Toward Carbon-Neutral Human AI: Rethinking Data, Computation, and Learning Paradigms for Sustainable Intelligence
This work addresses the problem of unsustainable AI development for researchers and practitioners, though it appears incremental as it builds on existing concepts like active learning and continual adaptation.
The paper tackles the environmental and ethical issues of AI's high computational demands by proposing a Human AI (HAI) framework that emphasizes incremental learning and carbon-aware optimization to enhance adaptability and efficiency while minimizing carbon footprints and human annotation costs.

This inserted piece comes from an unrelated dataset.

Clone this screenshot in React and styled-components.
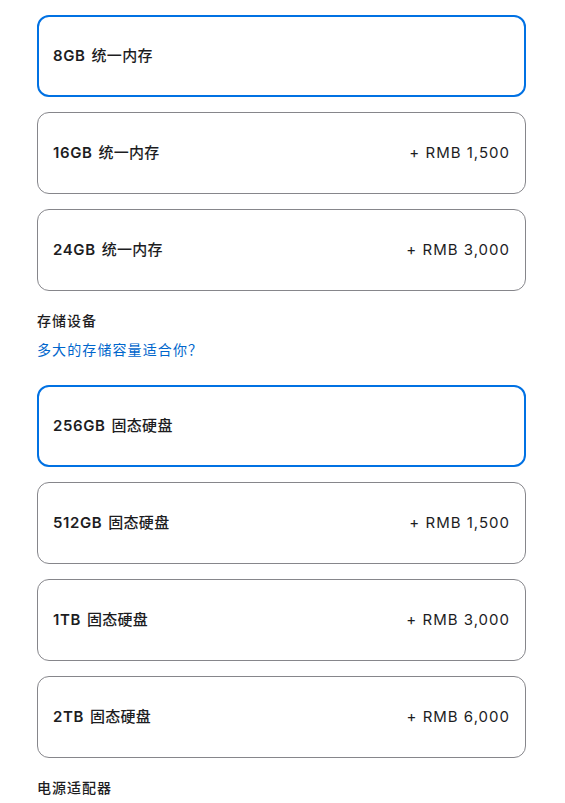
import React from "react";
import styled, { createGlobalStyle, css } from "styled-components";

const Global = createGlobalStyle`
  body {
    margin: 0;
    background: #fff;
    font-family: Inter, "Noto Sans CJK SC", sans-serif;
    color: #1d1d1f;
  }
`;

const Page = styled.div`
  width: 489px;
  margin: 15px 0 0 37px;
  display: flex;
  flex-direction: column;
`;

const Group = styled.div`
  display: flex;
  flex-direction: column;
  gap: 15px;
`;

const Selected = css`
  border: 2px solid #0071e3;
  padding: 0 14px;
`;

const Option = styled.div`
  box-sizing: border-box;
  height: 82px;
  display: flex;
  align-items: center;
  justify-content: space-between;
  border: 1px solid #86868b;
  border-radius: 12px;
  padding: 0 15px;
  ${(p) => p.$selected && Selected};
`;

const Name = styled.span`
  display: flex;
  align-items: center;
  gap: 6px;
  line-height: 20px;
`;

const Size = styled.span`
  font-size: 15px;
  font-weight: 600;
  letter-spacing: 0.6px;
`;

const Label = styled.span`
  font-size: 15px;
  font-weight: 500;
  letter-spacing: 0.3px;
`;

const Price = styled.span`
  font-size: 15px;
  line-height: 20px;
  letter-spacing: 1px;
  color: #1d1d1f;
`;

const Title = styled.div`
  font-size: 14px;
  font-weight: 500;
  letter-spacing: 1px;
  margin-top: ${(p) => p.$top}px;
  line-height: 20px;
`;

const Link = styled.a`
  font-size: 14px;
  letter-spacing: 1.1px;
  color: #0066cc;
  line-height: 20px;
  margin: 9px 0 25px;
  text-decoration: none;
`;

const memory = [
  { size: "8GB", label: "统一内存", selected: true },
  { size: "16GB", label: "统一内存", price: "+ RMB 1,500" },
  { size: "24GB", label: "统一内存", price: "+ RMB 3,000" },
];

const storage = [
  { size: "256GB", label: "固态硬盘", selected: true },
  { size: "512GB", label: "固态硬盘", price: "+ RMB 1,500" },
  { size: "1TB", label: "固态硬盘", price: "+ RMB 3,000" },
  { size: "2TB", label: "固态硬盘", price: "+ RMB 6,000" },
];

const OptionList = ({ items }) => (
  <Group>
    {items.map((o) => (
      <Option key={o.size} $selected={o.selected}>
        <Name>
          <Size>{o.size}</Size>
          <Label>{o.label}</Label>
        </Name>
        {o.price && <Price>{o.price}</Price>}
      </Option>
    ))}
  </Group>
);

export default function App() {
  return (
    <>
      <Global />
      <Page>
        <OptionList items={memory} />
        <Title $top={20}>存储设备</Title>
        <Link href="#">多大的存储容量适合你？</Link>
        <OptionList items={storage} />
        <Title $top={20}>电源适配器</Title>
      </Page>
    </>
  );
}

The rapid advancement of Artificial Intelligence (AI) has led to unprecedented computational demands, raising significant environmental and ethical concerns. This paper critiques the prevailing reliance on large-scale, static datasets and monolithic training paradigms, advocating for a shift toward human-inspired, sustainable AI solutions. We introduce a novel framework, Human AI (HAI), which emphasizes incremental learning, carbon-aware optimization, and human-in-the-loop collaboration to enhance adaptability, efficiency, and accountability. By drawing parallels with biological cognition and leveraging dynamic architectures, HAI seeks to balance performance with ecological responsibility. We detail the theoretical foundations, system design, and operational principles that enable AI to learn continuously and contextually while minimizing carbon footprints and human annotation costs. Our approach addresses pressing challenges in active learning, continual adaptation, and energy-efficient model deployment, offering a pathway toward responsible, human-centered artificial intelligence.